Dr Whittaker, who is also a consultant at St Mary’s hospital in London, said the NHS was on “high alert” for the coming RSV season. “I expect we’re going to be very busy in the autumn but I’m hopeful it won’t be terrible.”
A&E units are already treating a sudden surge in young children suffering from other infections usually only seen in winter, according to three major royal colleges.
In some cases, anxious parents are bringing their children into hospital with nothing more than mild fevers, placing further pressure on “overwhelmed” emergency departments, the colleges said last week.
“Although we were outrageously busy in May after everything opened and the kids were all mixing, it was with the other respiratory viruses that happen all the time, so rhinovirus, parainfluenza virus,” said Dr Whittaker.
She said there have been a small number of RSV cases “here and there” but “nothing in the region described in the Australia setting”. Even so, the NHS is “making a plan” for the coming months, she added.
As part of these preparations, paediatric health experts have launched the BRONCHOstart study, an A&E-based surveillance project that aims to identify RSV cases presented to emergency departments and “get a head start on early infections coming through”, said Dr Whittaker.

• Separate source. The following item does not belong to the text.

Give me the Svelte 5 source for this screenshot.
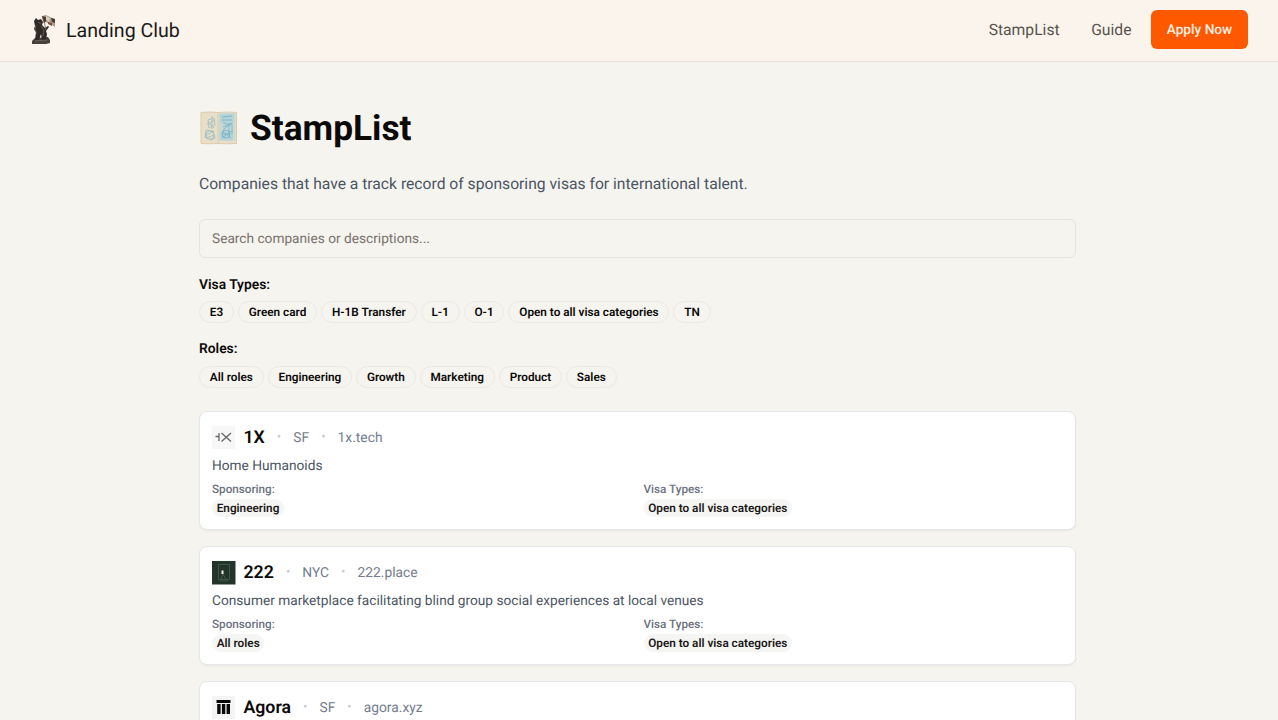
<script>
  const visas = ['E3', 'Green card', 'H-1B Transfer', 'L-1', 'O-1', 'Open to all visa categories', 'TN'];
  const roles = ['All roles', 'Engineering', 'Growth', 'Marketing', 'Product', 'Sales'];
  const companies = [
    { name: '1X', city: 'SF', site: '1x.tech', about: 'Home Humanoids', role: 'Engineering' },
    { name: '222', city: 'NYC', site: '222.place', about: 'Consumer marketplace facilitating blind group social experiences at local venues', role: 'All roles' },
    { name: 'Agora', city: 'SF', site: 'agora.xyz' }
  ];
</script>

<div class="page">
  <header>
    <div class="brand">
      <svg width="26" height="32" viewBox="0 0 26 32">
        <path d="M2 27l3-3 13-1 2 3v3l-4 1H2z" fill="#45403b" />
        <path d="M5 12l-1-5 2-3 2 2 3-1 2 3-1 3 3 3 3-2 1 1-3 4 1 3-1 6h-4l-1-6-2 6H5l1-8-2-3z" fill="#302a27" />
        <path d="M6 11l-1 5 2 4M11 12l3 4-1 6M8 8l3 2M5 27l12-1" fill="none" stroke="#806f61" stroke-width=".7" />
        <path d="M16 16L13 2" stroke="#72655a" stroke-width=".8" />
        <path d="M12 2l4-1 4 2 5 2v8l-3-2-3-1-3-2-3 1z" fill="#aa9b89" />
        <path d="M12 2l4 1 1 3-3 3zM21 4l4 1v4l-3-1z" fill="#4c3e35" />
        <path d="M16 2l4 2-1 4-3-2z" fill="#d9cfc0" />
        <path d="M18 8l4 1v3l-4-2z" fill="#7c5140" />
      </svg>
      <span>Landing Club</span>
    </div>
    <nav><span>StampList</span><span>Guide</span><button>Apply Now</button></nav>
  </header>
  <main>
    <h1>
      <svg width="38" height="36" viewBox="0 0 38 36">
        <path d="M2 2.500Q10 1.500 19 2.500Q28 1.500 37.500 2.500V33.500Q28 34 19 33.500Q10 34 2 33.500z" fill="#e9dfc8" stroke="#dfcbaa" />
        <path d="M20 3Q28 2 36.500 3.500V31H20z" fill="#c9d9d4" />
        <path d="M21 4h14v9H21zM21 21h13v9H21z" fill="#acd0d7" opacity=".65" />
        <g fill="none" stroke="#a8c3c5" stroke-width="1">
          <path d="M9 10l6-2 1 7-6 3zM8 14l8-4M9 12l6 6M13 6v13M7 20l7 1 2 7-4 2-6-3zM6 26l9-5M7 28l8-3" />
          <circle cx="11" cy="25" r="4" />
        </g>
        <g fill="none" stroke="#81b5ca" stroke-width="1">
          <path d="M23 7l10-1M23 10h10M24 13l8 2M24 17l9-4M24 20l7-6M30 13v12M33 14v10" />
          <circle cx="27" cy="24" r="4" />
          <path d="M23 21l9 7M23 28l9-7M24 24h7" />
        </g>
        <path d="M19 3v30" stroke="#d8c9ab" />
      </svg>
      <span>StampList</span>
    </h1>
    <p class="intro">Companies that have a track record of sponsoring visas for international talent.</p>
    <input placeholder="Search companies or descriptions..." />
    <h2>Visa Types:</h2>
    <div class="filters">{#each visas as visa}<button>{visa}</button>{/each}</div>
    <h2 class="roles">Roles:</h2>
    <div class="filters">{#each roles as role}<button>{role}</button>{/each}</div>
    <div class="list">
      {#each companies as company, i}
        <article>
          <div class="heading">
            <svg width="24" height="24" viewBox="0 0 24 24">
              {#if i === 0}
                <path d="M0 0h23v23H0z" fill="#f7f7f7" />
                <path d="M3.500 10.500h4M7 7v8M9.500 7l9.500 8.500M19 7L9.500 15.500" fill="none" stroke="#666" stroke-width="1.300" />
              {:else if i === 1}
                <path d="M0 0h23.500v23.500H0z" fill="#23342a" />
                <path d="M6.500 3.500h11v15h-11zM8 20h8M9 18l2-5 3 5" fill="none" stroke="#53645a" stroke-width=".7" />
                <path d="M9.500 9.500h2v3.500h-2z" fill="#eef2e9" />
              {:else}
                <path d="M0 0h23v23H0z" fill="#f4f4f4" />
                <path d="M4.500 4h14v3h-14zM5.200 8h3.400v10H5.200zM9.900 8h3.400v10H9.900zM14.600 8H18v10h-3.400z" fill="#090909" />
              {/if}
            </svg>
            <h3>{company.name}</h3><i>•</i><span>{company.city}</span><i>•</i><span>{company.site}</span>
          </div>
          {#if company.about}
            <p>{company.about}</p>
            <div class="details">
              <div><small>Sponsoring:</small><b>{company.role}</b></div>
              <div><small>Visa Types:</small><b>Open to all visa categories</b></div>
            </div>
          {/if}
        </article>
      {/each}
    </div>
  </main>
</div>

<style>
  :global(body) { margin: 0; background: #f5f4ef; }
  * { box-sizing: border-box; }
  .page { height: 720px; overflow: hidden; font-family: Roboto, sans-serif; color: #0c0a09; background: #f5f4ef; text-rendering: geometricPrecision; }
  button, input { text-rendering: geometricPrecision; }
  header { height: 62px; display: flex; align-items: center; justify-content: space-between; padding: 0 30px 2px; background: #fbf4ed; border-bottom: 1px solid #eadfd8; }
  .brand { display: flex; align-items: center; gap: 10px; color: #1c1917; font-size: 19.600px; }
  .brand span { padding-top: 1px; }
  nav { display: flex; align-items: center; color: #57534e; font-size: 15.700px; }
  nav span { margin-right: 31.500px; }
  nav span:nth-child(2) { margin-right: 19.500px; }
  nav button { width: 97px; height: 39px; border: 0; border-radius: 6px; padding: 1px 0 0; color: #fff1e6; background: #ff5900; font: 500 13.700px Roboto, sans-serif; }
  main { width: 877px; margin: 0 auto; position: relative; left: -1.500px; padding-top: 46px; }
  h1 { margin: 0; height: 40px; display: flex; align-items: center; gap: 13px; font-size: 35.300px; line-height: 40px; font-weight: 700; }
  .intro { margin: 23.500px 0 23px; font-size: 15.670px; line-height: 24px; color: #4b5563; }
  input { display: block; width: 100%; height: 39px; padding: 2px 12px 0; border: 1px solid #e6e4df; border-radius: 6px; background: transparent; font: 13.700px Roboto, sans-serif; }
  input::placeholder { color: #78716c; opacity: 1; }
  h2 { margin: 17px 0 6px; font-size: 13.800px; line-height: 20px; font-weight: 600; }
  h2.roles { margin: 16px 0 7px; }
  .filters { display: flex; gap: 4px; }
  .filters button { height: 22px; padding: 0 9.820px; border: 1px solid #ebe9e4; border-radius: 12px; background: transparent; color: #0c0a09; font: 600 11.780px Roboto, sans-serif; white-space: nowrap; }
  .list { display: flex; flex-direction: column; gap: 16.500px; margin-top: 23.500px; }
  article { height: 118.500px; flex: none; padding: 13.500px 12px 12px; border: 1px solid #e6e7e8; border-radius: 8px; background: #fff; box-shadow: 0 1px 2px #0000000d; }
  .heading { display: flex; align-items: center; height: 24px; font-size: 13.800px; color: #737d8c; }
  h3 { margin: 0 0 0 7.500px; font-size: 17.700px; font-weight: 600; color: #0c0a09; }
  i { margin: 0 12.050px; font-style: normal; font-size: 13px; line-height: 16px; color: #c7cbd2; }
  article p { margin: 6.500px 0 4.600px; font-size: 13.700px; line-height: 20px; color: #4b5563; }
  .details { display: grid; grid-template-columns: 1fr 1fr; gap: 12px; }
  small { display: block; font-size: 11.700px; line-height: 16px; font-weight: 500; color: #6b7280; }
  b { display: inline-block; margin-top: 2px; height: 18px; padding: 0 4.700px; border-radius: 9px; background: #f5f5f4; color: #1c1917; font-size: 11.750px; line-height: 18px; font-weight: 600; vertical-align: top; }
</style>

Dr Ashley Reece, a general paediatrician at the Royal College of Paediatrics and Child Health, said RSV typically causes 85 per cent of respiratory presentations seen in children between November and March each winter.
He said paediatric departments across the country have been asked “to put together contingency and surge plans that might help us manage extra capacity throughout later on in the summer and into early autumn”.
Infants who fall seriously ill with RSV may often require feeding support and oxygen therapy, which can include both invasive and non-invasive ventilation. In other cases, a child can be cared for at home by monitoring breathing symptoms and ensuring fluid intake is adequate.
Dr Reece said the “vast majority” of children who are placed in intensive care with RSV “bounce back very quickly”. However, he said, “if there’s a bigger surge of RSV than normal then we may need to admit more children and some of those may need more respiratory support.”
Primary care networks and GPs are gearing up for a potential wave in cases too, Dr Reece said, “to support the wider system and prevent the need for significant number of children to be referred to hospital.”
“It’s fair to say that there’s some cases coming through in UK hospitals now,” he added, but insisted it was “hard” to put a number on the amount of RSV infections recorded in a typical year. “Some children affected by RSV may have other respiratory issues,” Dr Reece said. “It’s really difficult to quantify.”